Web page code records
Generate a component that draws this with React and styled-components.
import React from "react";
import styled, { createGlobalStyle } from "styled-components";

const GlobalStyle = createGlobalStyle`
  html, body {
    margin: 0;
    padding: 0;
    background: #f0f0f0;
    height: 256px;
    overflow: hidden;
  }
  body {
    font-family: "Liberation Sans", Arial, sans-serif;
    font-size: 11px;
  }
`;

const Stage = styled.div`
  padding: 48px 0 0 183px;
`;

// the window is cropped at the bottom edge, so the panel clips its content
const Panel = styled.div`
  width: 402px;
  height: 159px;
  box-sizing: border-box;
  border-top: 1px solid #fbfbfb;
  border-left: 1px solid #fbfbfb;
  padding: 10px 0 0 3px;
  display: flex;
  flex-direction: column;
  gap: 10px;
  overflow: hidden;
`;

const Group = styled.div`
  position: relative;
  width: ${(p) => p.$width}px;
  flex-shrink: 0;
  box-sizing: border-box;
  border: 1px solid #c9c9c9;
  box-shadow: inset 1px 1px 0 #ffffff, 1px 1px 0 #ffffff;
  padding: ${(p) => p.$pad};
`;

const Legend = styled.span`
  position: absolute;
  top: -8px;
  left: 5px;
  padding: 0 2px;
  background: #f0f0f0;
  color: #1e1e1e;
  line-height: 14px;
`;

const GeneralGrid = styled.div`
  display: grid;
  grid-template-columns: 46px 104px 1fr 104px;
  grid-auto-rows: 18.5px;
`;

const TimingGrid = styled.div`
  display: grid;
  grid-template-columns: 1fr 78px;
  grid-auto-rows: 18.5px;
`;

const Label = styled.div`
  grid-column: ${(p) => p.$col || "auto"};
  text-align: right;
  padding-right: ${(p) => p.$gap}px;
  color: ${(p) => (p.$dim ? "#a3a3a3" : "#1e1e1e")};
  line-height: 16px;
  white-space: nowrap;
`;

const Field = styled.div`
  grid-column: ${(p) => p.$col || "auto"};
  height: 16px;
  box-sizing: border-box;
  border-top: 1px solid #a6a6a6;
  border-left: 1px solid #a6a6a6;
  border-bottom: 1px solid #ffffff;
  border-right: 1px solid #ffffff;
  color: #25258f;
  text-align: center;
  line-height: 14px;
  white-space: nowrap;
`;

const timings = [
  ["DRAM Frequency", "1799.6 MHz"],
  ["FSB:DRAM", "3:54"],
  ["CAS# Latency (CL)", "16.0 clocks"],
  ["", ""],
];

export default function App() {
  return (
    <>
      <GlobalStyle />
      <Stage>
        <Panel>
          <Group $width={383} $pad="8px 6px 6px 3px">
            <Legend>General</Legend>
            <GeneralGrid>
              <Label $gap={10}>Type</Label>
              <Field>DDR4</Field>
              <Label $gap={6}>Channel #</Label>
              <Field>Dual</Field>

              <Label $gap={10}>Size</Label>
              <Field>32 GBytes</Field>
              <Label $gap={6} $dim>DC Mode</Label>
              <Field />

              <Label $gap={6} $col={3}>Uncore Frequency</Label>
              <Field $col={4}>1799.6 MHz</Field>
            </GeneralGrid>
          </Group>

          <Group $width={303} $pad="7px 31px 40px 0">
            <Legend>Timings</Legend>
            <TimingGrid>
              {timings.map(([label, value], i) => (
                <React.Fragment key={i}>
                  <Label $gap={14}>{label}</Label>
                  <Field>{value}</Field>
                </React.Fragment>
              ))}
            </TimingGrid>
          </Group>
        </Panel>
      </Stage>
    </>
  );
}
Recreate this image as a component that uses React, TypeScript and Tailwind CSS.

Work to be completed
Reproduce the entries above exactly.

Task response
Generate a component that draws this with React and styled-components.
import React from "react";
import styled, { createGlobalStyle } from "styled-components";

const GlobalStyle = createGlobalStyle`
  html, body {
    margin: 0;
    padding: 0;
    background: #f0f0f0;
    height: 256px;
    overflow: hidden;
  }
  body {
    font-family: "Liberation Sans", Arial, sans-serif;
    font-size: 11px;
  }
`;

const Stage = styled.div`
  padding: 48px 0 0 183px;
`;

// the window is cropped at the bottom edge, so the panel clips its content
const Panel = styled.div`
  width: 402px;
  height: 159px;
  box-sizing: border-box;
  border-top: 1px solid #fbfbfb;
  border-left: 1px solid #fbfbfb;
  padding: 10px 0 0 3px;
  display: flex;
  flex-direction: column;
  gap: 10px;
  overflow: hidden;
`;

const Group = styled.div`
  position: relative;
  width: ${(p) => p.$width}px;
  flex-shrink: 0;
  box-sizing: border-box;
  border: 1px solid #c9c9c9;
  box-shadow: inset 1px 1px 0 #ffffff, 1px 1px 0 #ffffff;
  padding: ${(p) => p.$pad};
`;

const Legend = styled.span`
  position: absolute;
  top: -8px;
  left: 5px;
  padding: 0 2px;
  background: #f0f0f0;
  color: #1e1e1e;
  line-height: 14px;
`;

const GeneralGrid = styled.div`
  display: grid;
  grid-template-columns: 46px 104px 1fr 104px;
  grid-auto-rows: 18.5px;
`;

const TimingGrid = styled.div`
  display: grid;
  grid-template-columns: 1fr 78px;
  grid-auto-rows: 18.5px;
`;

const Label = styled.div`
  grid-column: ${(p) => p.$col || "auto"};
  text-align: right;
  padding-right: ${(p) => p.$gap}px;
  color: ${(p) => (p.$dim ? "#a3a3a3" : "#1e1e1e")};
  line-height: 16px;
  white-space: nowrap;
`;

const Field = styled.div`
  grid-column: ${(p) => p.$col || "auto"};
  height: 16px;
  box-sizing: border-box;
  border-top: 1px solid #a6a6a6;
  border-left: 1px solid #a6a6a6;
  border-bottom: 1px solid #ffffff;
  border-right: 1px solid #ffffff;
  color: #25258f;
  text-align: center;
  line-height: 14px;
  white-space: nowrap;
`;

const timings = [
  ["DRAM Frequency", "1799.6 MHz"],
  ["FSB:DRAM", "3:54"],
  ["CAS# Latency (CL)", "16.0 clocks"],
  ["", ""],
];

export default function App() {
  return (
    <>
      <GlobalStyle />
      <Stage>
        <Panel>
          <Group $width={383} $pad="8px 6px 6px 3px">
            <Legend>General</Legend>
            <GeneralGrid>
              <Label $gap={10}>Type</Label>
              <Field>DDR4</Field>
              <Label $gap={6}>Channel #</Label>
              <Field>Dual</Field>

              <Label $gap={10}>Size</Label>
              <Field>32 GBytes</Field>
              <Label $gap={6} $dim>DC Mode</Label>
              <Field />

              <Label $gap={6} $col={3}>Uncore Frequency</Label>
              <Field $col={4}>1799.6 MHz</Field>
            </GeneralGrid>
          </Group>

          <Group $width={303} $pad="7px 31px 40px 0">
            <Legend>Timings</Legend>
            <TimingGrid>
              {timings.map(([label, value], i) => (
                <React.Fragment key={i}>
                  <Label $gap={14}>{label}</Label>
                  <Field>{value}</Field>
                </React.Fragment>
              ))}
            </TimingGrid>
          </Group>
        </Panel>
      </Stage>
    </>
  );
}
Recreate this image as a component that uses React, TypeScript and Tailwind CSS.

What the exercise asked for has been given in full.